Howe kept busy in Asia for a good chunk of the '80s, during which time Yes commercially reinvented itself with the Trevors — Trevor Rabin as guitarist and singer/songwriter and Trevor Horn producing. When a long-running, successful band never maintains a consistent lineup for more than two studio albums in a row, it becomes possible to summon up ex-members whenever someone leaves; Yes, for all its changes, has always been able to call itself Yes. So for those of you keeping track . . .

"The first two Yes albums I wasn't on," Howe says, "and I wasn't on the couple of albums that Trevor Horn was on. And then I did the reunion album in 1991, which had everybody."

That album, ironically titled Union, was not unlike when spouses remarry and they all show up for awkward moments at Christmas.

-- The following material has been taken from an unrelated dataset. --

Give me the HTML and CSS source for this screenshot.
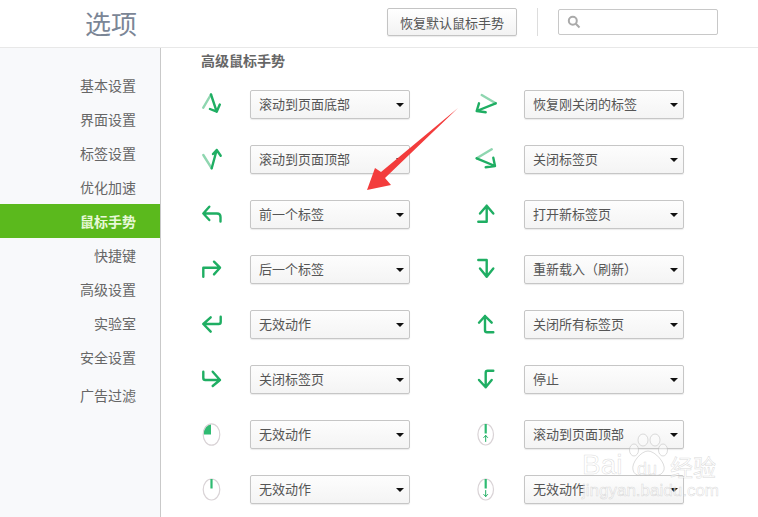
FILE: index.html
```html
<!DOCTYPE html>
<html lang="zh-CN">

<head>
    <meta charset="UTF-8">
    <title>选项</title>
    <link rel="stylesheet" href="styles.css">
</head>

<body>
    <header class="topbar">
        <h1 class="page-title">选项</h1>
        <button class="reset-btn" type="button">恢复默认鼠标手势</button>
        <span class="topbar-divider"></span>
        <div class="search-box">
            <svg class="search-icon" width="14" height="14" viewBox="0 0 14 14">
                <circle cx="5.8" cy="5.8" r="4" />
                <path d="M8.8 8.8 L12.5 12.5" />
            </svg>
        </div>
    </header>

    <div class="layout">
        <nav class="sidebar">
            <a class="nav-item">基本设置</a>
            <a class="nav-item">界面设置</a>
            <a class="nav-item">标签设置</a>
            <a class="nav-item">优化加速</a>
            <a class="nav-item active">鼠标手势</a>
            <a class="nav-item">快捷键</a>
            <a class="nav-item">高级设置</a>
            <a class="nav-item">实验室</a>
            <a class="nav-item">安全设置</a>
            <a class="nav-item last">广告过滤</a>
        </nav>

        <main class="content">
            <h2 class="section-title">高级鼠标手势</h2>
            <div class="gesture-grid">
                <div class="gesture">
                    <svg class="gesture-icon" viewBox="0 0 24 24">
                        <path class="faded" d="M3.3 14.7 L11 1.5" />
                        <path d="M11 1.5 L16.7 18.7 M10 16 L16.7 18.7 L19.8 11.5" />
                    </svg>
                    <div class="select-box"><select><option>滚动到页面底部</option></select></div>
                </div>
                <div class="gesture">
                    <svg class="gesture-icon" viewBox="0 0 24 24">
                        <path class="faded" d="M7.7 2 L21.7 10.3" />
                        <path d="M21.7 10.3 L2.7 18 M5 10.3 L2.7 18 L11.7 19.3" />
                    </svg>
                    <div class="select-box"><select><option>恢复刚关闭的标签</option></select></div>
                </div>

                <div class="gesture">
                    <svg class="gesture-icon" viewBox="0 0 24 24">
                        <path class="faded" d="M3.3 7 L11.7 20.3" />
                        <path d="M11.7 20.3 L16.7 2 M13 6 L16.7 2 L20.7 7.7" />
                    </svg>
                    <div class="select-box"><select><option>滚动到页面顶部</option></select></div>
                </div>
                <div class="gesture">
                    <svg class="gesture-icon" viewBox="0 0 24 24">
                        <path class="faded" d="M17.7 1.3 L2.7 10.3" />
                        <path d="M2.7 10.3 L21 18 M19.3 9.7 L21 18 L11.7 19.3" />
                    </svg>
                    <div class="select-box"><select><option>关闭标签页</option></select></div>
                </div>

                <div class="gesture">
                    <svg class="gesture-icon" viewBox="0 0 24 24">
                        <path d="M3.5 10.5 H17 Q20.5 10.5 20.5 14 V18.5 M9.3 3.7 L3.3 10.5 L9.3 17" />
                    </svg>
                    <div class="select-box"><select><option>前一个标签</option></select></div>
                </div>
                <div class="gesture">
                    <svg class="gesture-icon" viewBox="0 0 24 24">
                        <path d="M4.3 18.7 H12.7 V2.7 M6 10.5 L12.7 2.7 L19.3 10.5" />
                    </svg>
                    <div class="select-box"><select><option>打开新标签页</option></select></div>
                </div>

                <div class="gesture">
                    <svg class="gesture-icon" viewBox="0 0 24 24">
                        <path d="M3.3 18.7 V9.7 H20 M14 3.7 L20 9.7 L14 16.4" />
                    </svg>
                    <div class="select-box"><select><option>后一个标签</option></select></div>
                </div>
                <div class="gesture">
                    <svg class="gesture-icon" viewBox="0 0 24 24">
                        <path d="M4.3 2 H12.7 V18.7 M6 10.5 L12.7 18.7 L19.3 10.5" />
                    </svg>
                    <div class="select-box"><select><option>重新载入（刷新）</option></select></div>
                </div>

                <div class="gesture">
                    <svg class="gesture-icon" viewBox="0 0 24 24">
                        <path d="M20.7 3.7 V9 Q20.7 11 18.7 11 H3.3 M10.7 4.3 L3.3 11 L10.7 18.7" />
                    </svg>
                    <div class="select-box"><select><option>无效动作</option></select></div>
                </div>
                <div class="gesture">
                    <svg class="gesture-icon" viewBox="0 0 24 24">
                        <path d="M19.3 19.3 H13 Q11 19.3 11 17.3 V3 M5 9.7 L11 3 L17.7 9.7" />
                    </svg>
                    <div class="select-box"><select><option>关闭所有标签页</option></select></div>
                </div>

                <div class="gesture">
                    <svg class="gesture-icon" viewBox="0 0 24 24">
                        <path d="M3.3 3.7 V10 Q3.3 12 5.3 12 H20 M12.7 3.7 L20 12 L12.7 18" />
                    </svg>
                    <div class="select-box"><select><option>关闭标签页</option></select></div>
                </div>
                <div class="gesture">
                    <svg class="gesture-icon" viewBox="0 0 24 24">
                        <path d="M19.3 2.7 H13.7 Q11.7 2.7 11.7 4.7 V19.3 M5 12 L11.7 19.3 L17.7 12" />
                    </svg>
                    <div class="select-box"><select><option>停止</option></select></div>
                </div>

                <div class="gesture">
                    <svg class="gesture-icon" viewBox="0 0 24 24">
                        <path class="mouse-fill" d="M11 11.5 H3.5 V9 Q4 2 11 1 Z" />
                        <ellipse class="mouse-shell" cx="11.5" cy="11.5" rx="8.3" ry="10.7" />
                    </svg>
                    <div class="select-box"><select><option>无效动作</option></select></div>
                </div>
                <div class="gesture">
                    <svg class="gesture-icon" viewBox="0 0 24 24">
                        <ellipse class="mouse-shell" cx="11.7" cy="11.5" rx="7.8" ry="10.5" />
                        <path class="mouse-wheel" d="M11.7 1 V10.5" />
                        <path class="mouse-hint" d="M11.7 18.5 V12.5 M9.8 14.5 L11.7 12.5 L13.6 14.5" />
                    </svg>
                    <div class="select-box"><select><option>滚动到页面顶部</option></select></div>
                </div>

                <div class="gesture">
                    <svg class="gesture-icon" viewBox="0 0 24 24">
                        <ellipse class="mouse-shell" cx="11.5" cy="11.5" rx="8.3" ry="10.5" />
                        <path class="mouse-wheel" d="M11.5 1 V10.5" />
                    </svg>
                    <div class="select-box"><select><option>无效动作</option></select></div>
                </div>
                <div class="gesture">
                    <svg class="gesture-icon" viewBox="0 0 24 24">
                        <ellipse class="mouse-shell" cx="11.7" cy="11.5" rx="7.8" ry="10.5" />
                        <path class="mouse-wheel" d="M11.7 1 V10.5" />
                        <path class="mouse-hint" d="M11.7 12.5 V18.5 M9.8 16.5 L11.7 18.5 L13.6 16.5" />
                    </svg>
                    <div class="select-box"><select><option>无效动作</option></select></div>
                </div>
            </div>
        </main>
    </div>

    <!-- annotation drawn over the page -->
    <svg class="red-arrow" width="758" height="517" viewBox="0 0 758 517">
        <polygon points="458,108 385,178 391,185 367,190 375,168 381,172" />
    </svg>

    <div class="watermark">
        <svg class="paw" width="44" height="46" viewBox="0 0 44 46">
            <ellipse cx="8" cy="17" rx="4.5" ry="6" />
            <ellipse cx="17" cy="7" rx="5" ry="6" />
            <ellipse cx="29" cy="7" rx="5" ry="6" />
            <ellipse cx="37" cy="17" rx="4.5" ry="6" />
            <path d="M22 18 C15 18 5 30 7 37 C9 45 18 42 22 42 C26 42 35 45 38 37 C40 30 29 18 22 18 Z" />
        </svg>
        <span class="wm-bai">Bai</span>
        <span class="wm-du">du</span>
        <span class="wm-jy">经验</span>
        <span class="wm-url">jingyan.baidu.com</span>
    </div>
</body>

</html>
```
FILE: styles.css
```css
html,
body {
    margin: 0;
    padding: 0;
    height: 517px;
    overflow: hidden;
}

body {
    font-family: "Noto Sans CJK SC", "Liberation Sans", sans-serif;
    background-color: #fff;
    color: #555;
    position: relative;
}

/* Top bar */
.topbar {
    display: flex;
    align-items: center;
    height: 44px;
    padding-bottom: 3px;
    border-bottom: 1px solid #e8e8e8;
}

.page-title {
    margin: 0 0 0 85px;
    width: 302px;
    font-size: 26px;
    font-weight: 400;
    color: #7b8696;
}

.reset-btn {
    width: 130px;
    height: 28px;
    padding: 0;
    border: 1px solid #c4c4c4;
    border-radius: 2px;
    background: linear-gradient(#fff, #f2f2f2);
    box-shadow: 0 1px 1px rgba(0, 0, 0, 0.08);
    color: #555;
    font-family: inherit;
    font-size: 13px;
}

.topbar-divider {
    width: 1px;
    height: 28px;
    margin: 0 20px;
    background-color: #ddd;
}

.search-box {
    display: flex;
    align-items: center;
    box-sizing: border-box;
    width: 160px;
    height: 26px;
    padding-left: 8px;
    border: 1px solid #c8c8c8;
    border-radius: 2px;
}

.search-icon {
    fill: none;
    stroke: #aaa;
    stroke-width: 2;
}

/* Page body */
.layout {
    display: flex;
    height: 469px;
}

.sidebar {
    width: 160px;
    flex-shrink: 0;
    padding-top: 20px;
    background-color: #f8f9fb;
    border-right: 1px solid #c9c9c9;
}

.nav-item {
    display: block;
    height: 34px;
    line-height: 34px;
    padding-right: 24px;
    text-align: right;
    font-size: 14px;
    color: #666;
}

.nav-item.active {
    background-color: #5bb91d;
    color: #e8f8d8;
    font-weight: 700;
}

.nav-item.last {
    margin-top: 4px;
}

.content {
    flex: 1;
    padding: 2px 0 0 40px;
}

.section-title {
    margin: 0 0 7px;
    height: 20px;
    line-height: 20px;
    font-size: 14px;
    font-weight: 700;
    color: #666;
}

.gesture-grid {
    display: grid;
    grid-template-columns: 274px 274px;
    grid-auto-rows: 55px;
}

.gesture {
    display: flex;
    align-items: center;
    margin-left: -1px;
}

.gesture-icon {
    width: 24px;
    height: 24px;
    margin-right: 26px;
    fill: none;
    stroke: #1fae63;
    stroke-width: 2.4;
    stroke-linecap: round;
    stroke-linejoin: round;
}

.gesture-icon .faded {
    stroke: #8fd6b0;
}

.gesture-icon .mouse-shell {
    stroke: #d9d3d6;
    stroke-width: 1.2;
}

.gesture-icon .mouse-fill {
    fill: #2fbb72;
    stroke: none;
}

.gesture-icon .mouse-wheel {
    stroke: #2fbb72;
    stroke-width: 2.2;
    stroke-linecap: butt;
}

.gesture-icon .mouse-hint {
    stroke-width: 1;
}

.select-box {
    position: relative;
    width: 160px;
    height: 29px;
}

.select-box select {
    display: block;
    width: 100%;
    height: 100%;
    padding: 0 0 2px 8px;
    appearance: none;
    border: 1px solid #c6c6c6;
    border-radius: 2px;
    background: linear-gradient(#fdfdfd, #f4f4f4);
    box-shadow: 0 1px 1px rgba(0, 0, 0, 0.08);
    color: #555;
    font-family: inherit;
    font-size: 13px;
    text-spacing-trim: space-all;
}

.select-box::after {
    content: "";
    position: absolute;
    top: 13px;
    right: 6px;
    border-left: 4.5px solid transparent;
    border-right: 4.5px solid transparent;
    border-top: 4.5px solid #111;
}

/* Overlays */
.red-arrow {
    position: absolute;
    top: 0;
    left: 0;
    fill: #f33c3c;
}

.watermark {
    position: absolute;
    top: 430px;
    left: 580px;
    width: 150px;
    height: 80px;
    color: rgba(255, 255, 255, 0.6);
    -webkit-text-stroke: 0.5px rgba(185, 185, 185, 0.55);
    font-family: "Liberation Sans", sans-serif;
}

.paw {
    position: absolute;
    top: 3px;
    left: 46px;
    fill: rgba(255, 255, 255, 0.4);
    stroke: rgba(185, 185, 185, 0.5);
}

.wm-bai,
.wm-du,
.wm-jy,
.wm-url {
    position: absolute;
}

.wm-bai {
    top: 25px;
    left: 2px;
    font-size: 28px;
    line-height: 20px;
}

.wm-du {
    top: 32px;
    left: 57px;
    font-size: 18px;
    line-height: 14px;
}

.wm-jy {
    top: 25px;
    left: 90px;
    font-family: "Noto Sans CJK SC", sans-serif;
    font-size: 23px;
    line-height: 23px;
}

.wm-url {
    top: 55px;
    left: 2px;
    font-size: 17px;
    line-height: 12px;
}
```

The album sounds like a demilitarized zone, with several participants implicitly struggling to take control, but to Yes' credit and their accountants' delight, they toured as a nine-piece for the first and last time. Did they tag-team and jump onstage only for the songs they knew?

"There were different ideas on how we would do. In the end, we stayed on the stage the whole time," he says, with what sounds like measured displeasure. "I left for one song, and then I came back, and we couldn't get any of the other guys to leave."

Earlier this year, Howe decided to lighten his roadwork woes to concentrate on solo work and Yes, which meant bailing from Asia — which had been touring in its original lineup since 2006.

"I'd been doing two bands, Yes and Asia, and I got a bit squashed and stretched and pulled trying to do both. So I made the decision that Yes has more to do with my overall musicianship than Asia."

When asked which Yes songs he finds the most challenging, he laughs and says, "The ones I don't know how to play. One of the ones I hadn't played for a long time. 'Sound Chaser' is one I like that we haven't done for a while. And there are parts of 'Gates of Delirium,' all those bits in the arrangement you have to remember."

The process of relearning Yes is not unlike what a cover band of mere mortals would have to do — the difference for Howe being that at some point auto-memory impulses would kick in, and he'd be STEVE HOWE OF YES in big letters.

"Everyone has to do their homework before heading into rehearsals. You have to dazzle up the part, you have to study the arrangement on the record — that's your Bible, and you learn it very thoroughly with no compromise."

"Because," he says with some severity, "there will be questions."